— begin —

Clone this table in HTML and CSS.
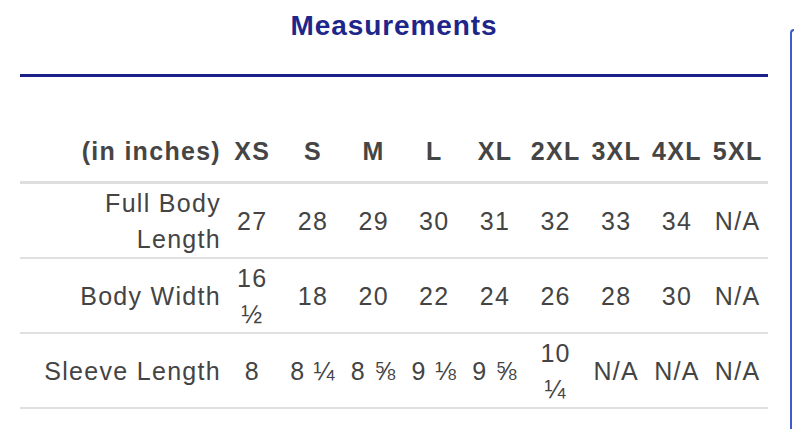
FILE: index.html
```html
<!DOCTYPE html>
<html lang="en">
<head>
<meta charset="utf-8">
<title>Measurements</title>
<link rel="stylesheet" href="styles.css">
</head>
<body>
<div class="page">
  <main class="content">
    <h2 class="title">Measurements</h2>
    <hr class="rule">
    <table class="sizes">
      <colgroup>
        <col class="col-label">
        <col><col><col><col><col><col><col><col><col>
      </colgroup>
      <thead>
        <tr>
          <th class="label">(in inches)</th>
          <th>XS</th><th>S</th><th>M</th><th>L</th><th>XL</th><th>2XL</th><th>3XL</th><th>4XL</th><th>5XL</th>
        </tr>
      </thead>
      <tbody>
        <tr>
          <td class="label">Full Body Length</td>
          <td>27</td><td>28</td><td>29</td><td>30</td><td>31</td><td>32</td><td>33</td><td>34</td><td>N/A</td>
        </tr>
        <tr>
          <td class="label">Body Width</td>
          <td>16 ½</td><td>18</td><td>20</td><td>22</td><td>24</td><td>26</td><td>28</td><td>30</td><td>N/A</td>
        </tr>
        <tr>
          <td class="label">Sleeve Length</td>
          <td>8</td><td>8 ¼</td><td>8 ⅝</td><td>9 ⅛</td><td>9 ⅝</td><td>10 ¼</td><td>N/A</td><td>N/A</td><td>N/A</td>
        </tr>
      </tbody>
    </table>
  </main>
  <aside class="side-panel"></aside>
</div>
</body>
</html>
```

FILE: styles.css
```css
html, body {
  margin: 0;
  padding: 0;
  height: 100%;
  overflow: hidden;
  background: #ffffff;
}

body {
  font-family: "Liberation Sans", Arial, Helvetica, sans-serif;
  color: #444444;
}

.page {
  display: flex;
  height: 100vh;
  align-items: stretch;
}

.content {
  width: 748px;
  flex: 0 0 748px;
  padding: 0 22px 0 20px;
}

.title {
  margin: 9px 0 0;
  font-size: 28px;
  line-height: 34px;
  font-weight: bold;
  letter-spacing: 0.9px;
  text-align: center;
  color: #1f268a;
}

.rule {
  margin: 31px 0 0;
  height: 3px;
  border: 0;
  background: #1c1f88;
}

.sizes {
  width: 748px;
  margin-top: 56px;
  border-collapse: collapse;
  table-layout: fixed;
  font-size: 25px;
  line-height: 36px;
  letter-spacing: 1.3px;
}

.col-label {
  width: 202px;
}

.sizes th {
  font-weight: bold;
  padding: 0 4px 12px;
  text-align: center;
  vertical-align: bottom;
  color: #454545;
  border-bottom: 3px solid #dedede;
  white-space: nowrap;
}

.sizes td {
  padding: 1px 4px 0;
  text-align: center;
  vertical-align: middle;
  color: #444444;
  border-bottom: 2px solid #e0e0e0;
  height: 72px;
}

.sizes .label {
  text-align: right;
  padding-left: 10px;
  padding-right: 1px;
}

.side-panel {
  flex: 1 1 auto;
  margin-top: 29px;
  border-top: 2px solid #3f5ccc;
  border-left: 2px solid #3f5ccc;
  border-top-left-radius: 10px;
}
```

— end —

**SET TASK**
Transcribe the listing in full and omit the pictures.

**OUTPUT FOR THIS TASK**
Clone this table in HTML and CSS.
FILE: index.html
```html
<!DOCTYPE html>
<html lang="en">
<head>
<meta charset="utf-8">
<title>Measurements</title>
<link rel="stylesheet" href="styles.css">
</head>
<body>
<div class="page">
  <main class="content">
    <h2 class="title">Measurements</h2>
    <hr class="rule">
    <table class="sizes">
      <colgroup>
        <col class="col-label">
        <col><col><col><col><col><col><col><col><col>
      </colgroup>
      <thead>
        <tr>
          <th class="label">(in inches)</th>
          <th>XS</th><th>S</th><th>M</th><th>L</th><th>XL</th><th>2XL</th><th>3XL</th><th>4XL</th><th>5XL</th>
        </tr>
      </thead>
      <tbody>
        <tr>
          <td class="label">Full Body Length</td>
          <td>27</td><td>28</td><td>29</td><td>30</td><td>31</td><td>32</td><td>33</td><td>34</td><td>N/A</td>
        </tr>
        <tr>
          <td class="label">Body Width</td>
          <td>16 ½</td><td>18</td><td>20</td><td>22</td><td>24</td><td>26</td><td>28</td><td>30</td><td>N/A</td>
        </tr>
        <tr>
          <td class="label">Sleeve Length</td>
          <td>8</td><td>8 ¼</td><td>8 ⅝</td><td>9 ⅛</td><td>9 ⅝</td><td>10 ¼</td><td>N/A</td><td>N/A</td><td>N/A</td>
        </tr>
      </tbody>
    </table>
  </main>
  <aside class="side-panel"></aside>
</div>
</body>
</html>
```

FILE: styles.css
```css
html, body {
  margin: 0;
  padding: 0;
  height: 100%;
  overflow: hidden;
  background: #ffffff;
}

body {
  font-family: "Liberation Sans", Arial, Helvetica, sans-serif;
  color: #444444;
}

.page {
  display: flex;
  height: 100vh;
  align-items: stretch;
}

.content {
  width: 748px;
  flex: 0 0 748px;
  padding: 0 22px 0 20px;
}

.title {
  margin: 9px 0 0;
  font-size: 28px;
  line-height: 34px;
  font-weight: bold;
  letter-spacing: 0.9px;
  text-align: center;
  color: #1f268a;
}

.rule {
  margin: 31px 0 0;
  height: 3px;
  border: 0;
  background: #1c1f88;
}

.sizes {
  width: 748px;
  margin-top: 56px;
  border-collapse: collapse;
  table-layout: fixed;
  font-size: 25px;
  line-height: 36px;
  letter-spacing: 1.3px;
}

.col-label {
  width: 202px;
}

.sizes th {
  font-weight: bold;
  padding: 0 4px 12px;
  text-align: center;
  vertical-align: bottom;
  color: #454545;
  border-bottom: 3px solid #dedede;
  white-space: nowrap;
}

.sizes td {
  padding: 1px 4px 0;
  text-align: center;
  vertical-align: middle;
  color: #444444;
  border-bottom: 2px solid #e0e0e0;
  height: 72px;
}

.sizes .label {
  text-align: right;
  padding-left: 10px;
  padding-right: 1px;
}

.side-panel {
  flex: 1 1 auto;
  margin-top: 29px;
  border-top: 2px solid #3f5ccc;
  border-left: 2px solid #3f5ccc;
  border-top-left-radius: 10px;
}
```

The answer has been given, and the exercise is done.